Presentation description

This project aims to improve and innovate upon the efficiency of stroke therapy processes for both occupational therapists and patients. Stroke is a leading cause of long-term disability, and is most commonly associated with upper limb hemiparesis, causing significant impairments to the hands ability to perceive touch and/or its motor function on side of the body. Currently, rehabilitation processes for stroke patients focus primarily on tasks involving gross motor function (e.g., grasping and moving objects), while neglecting tasks which require fine motor control and tactile sensory feedback (e.g., moving fragile objects without crushing or dropping them). We developed, the Electronic Grip Gauge (EGG), a sensor-embedded cube-shaped device, which detects applied force and make's a break sound if squeezed above a programmable break threshold. Participants transfer the EGG over a short barrier, while regulating grip force to avoid breakage.
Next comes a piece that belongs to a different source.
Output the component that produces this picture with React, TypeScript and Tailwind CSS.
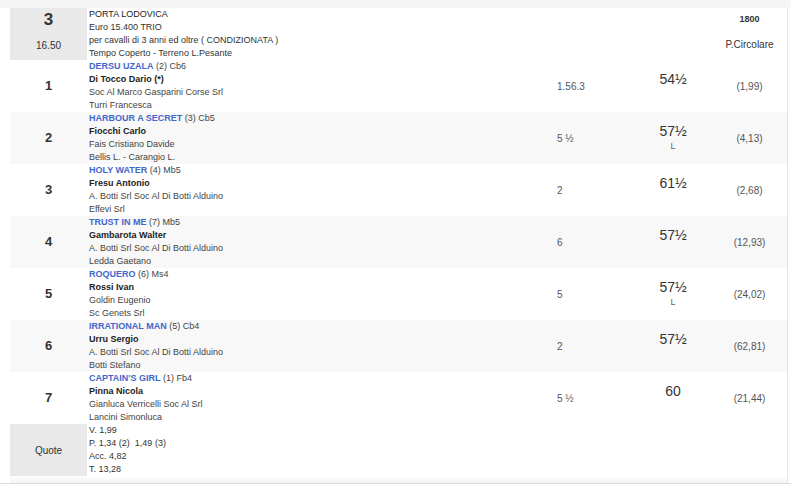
import React from 'react';

type Runner = {
  pos: string;
  horse: string;
  info: string;
  jockey: string;
  owner: string;
  trainer: string;
  time: string;
  weight: string;
  note: string;
  odds: string;
};

const runners: Runner[] = [
  { pos: '1', horse: 'DERSU UZALA', info: '(2) Cb6', jockey: 'Di Tocco Dario (*)', owner: 'Soc Al Marco Gasparini Corse Srl', trainer: 'Turri Francesca', time: '1.56.3', weight: '54½', note: '', odds: '(1,99)' },
  { pos: '2', horse: 'HARBOUR A SECRET', info: '(3) Cb5', jockey: 'Fiocchi Carlo', owner: 'Fais Cristiano Davide', trainer: 'Bellis L. - Carangio L.', time: '5 ½', weight: '57½', note: 'L', odds: '(4,13)' },
  { pos: '3', horse: 'HOLY WATER', info: '(4) Mb5', jockey: 'Fresu Antonio', owner: 'A. Botti Srl Soc Al Di Botti Alduino', trainer: 'Effevi Srl', time: '2', weight: '61½', note: '', odds: '(2,68)' },
  { pos: '4', horse: 'TRUST IN ME', info: '(7) Mb5', jockey: 'Gambarota Walter', owner: 'A. Botti Srl Soc Al Di Botti Alduino', trainer: 'Ledda Gaetano', time: '6', weight: '57½', note: '', odds: '(12,93)' },
  { pos: '5', horse: 'ROQUERO', info: '(6) Ms4', jockey: 'Rossi Ivan', owner: 'Goldin Eugenio', trainer: 'Sc Genets Srl', time: '5', weight: '57½', note: 'L', odds: '(24,02)' },
  { pos: '6', horse: 'IRRATIONAL MAN', info: '(5) Cb4', jockey: 'Urru Sergio', owner: 'A. Botti Srl Soc Al Di Botti Alduino', trainer: 'Botti Stefano', time: '2', weight: '57½', note: '', odds: '(62,81)' },
  { pos: '7', horse: "CAPTAIN'S GIRL", info: '(1) Fb4', jockey: 'Pinna Nicola', owner: 'Gianluca Verricelli Soc Al Srl', trainer: 'Lancini Simonluca', time: '5 ½', weight: '60', note: '', odds: '(21,44)' },
];

const row = 'grid grid-cols-[77px_470px_83px_66px_81px] h-[52px]';

export default function App() {
  return (
    <div className="min-h-screen bg-white font-['Liberation_Sans',Arial,sans-serif] text-[#444]">
      <div className="h-[8px] bg-[#f5f5f5]" />
      <div className="ml-[10px] w-[778px] border-r border-[#e6e6e6]">
        {/* Race header */}
        <div className={row}>
          <div className="flex flex-col items-center bg-[#e9e9e9] pt-[2px] text-[#333]">
            <span className="text-[17px] font-bold leading-[20px]">3</span>
            <span className="mt-[9px] text-[10px] leading-[13px]">16.50</span>
          </div>
          <div className="pl-[2px] text-[9px] leading-[13px] text-[#333]">
            <div className="text-[#222]">PORTA LODOVICA</div>
            <div>Euro 15.400 TRIO</div>
            <div>per cavalli di 3 anni ed oltre ( CONDIZIONATA )</div>
            <div>Tempo Coperto - Terreno L.Pesante</div>
          </div>
          <div />
          <div />
          <div className="flex flex-col items-center pl-[6px] pt-[5px] text-[#333]">
            <span className="text-[9px] font-bold leading-[13px]">1800</span>
            <span className="mt-[12px] text-[10px] leading-[13px]">P.Circolare</span>
          </div>
        </div>

        {runners.map((r, i) => (
          <div key={r.pos} className={`${row} ${i % 2 === 1 ? 'bg-[#f8f8f8]' : 'bg-white'}`}>
            <div className="flex items-center justify-center text-[13px] font-bold text-[#333]">{r.pos}</div>
            <div className="pl-[2px] text-[9px] leading-[13px]">
              <div>
                <span className="font-bold text-[#4466cc]">{r.horse}</span> <span>{r.info}</span>
              </div>
              <div className="font-bold text-[#222]">{r.jockey}</div>
              <div>{r.owner}</div>
              <div>{r.trainer}</div>
            </div>
            <div className="flex items-center text-[10px] text-[#555]">{r.time}</div>
            <div className="flex flex-col items-center justify-center">
              <span className="text-[14px] leading-[15px] text-[#333]">{r.weight}</span>
              <span className="text-[9px] leading-[14px] text-[#666]">{r.note || '\u00a0'}</span>
            </div>
            <div className="flex items-center justify-center pl-[6px] text-[10px] text-[#555]">{r.odds}</div>
          </div>
        ))}

        {/* Quote */}
        <div className={row}>
          <div className="flex items-center justify-center bg-[#e9e9e9] text-[10px] text-[#333]">Quote</div>
          <div className="whitespace-pre pl-[2px] text-[9px] leading-[13px] text-[#333]">
            <div>V. 1,99</div>
            <div>P. 1,34 (2)  1,49 (3)</div>
            <div>Acc. 4,82</div>
            <div>T. 13,28</div>
          </div>
          <div />
          <div />
          <div />
        </div>
        <div className="h-[7px] bg-gradient-to-b from-white to-[#f3f3f3]" />
      </div>
      <div className="h-px bg-[#dcdcdc]" />
    </div>
  );
}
In this study, we tested a new adaptive break threshold algorithm, which detects the force at which the user is gripping the EGG during transfers and adjusts the break threshold in order to sufficiently challenge them. This adaptive break threshold algorithm provides three difficulty levels, which may be used along various stages of one's therapy process. It functions by storing all previous maximum grip forces measured during a patient's session and sets the breaking threshold within a proportion of the average. This algorithm aims for a 50-50 split between successful transfers and broken transfers. By adapting the EGG device's break threshold for each user, therapy exercises become more individualized, allowing patients to potentially achieve more efficient gains in sensorimotor function.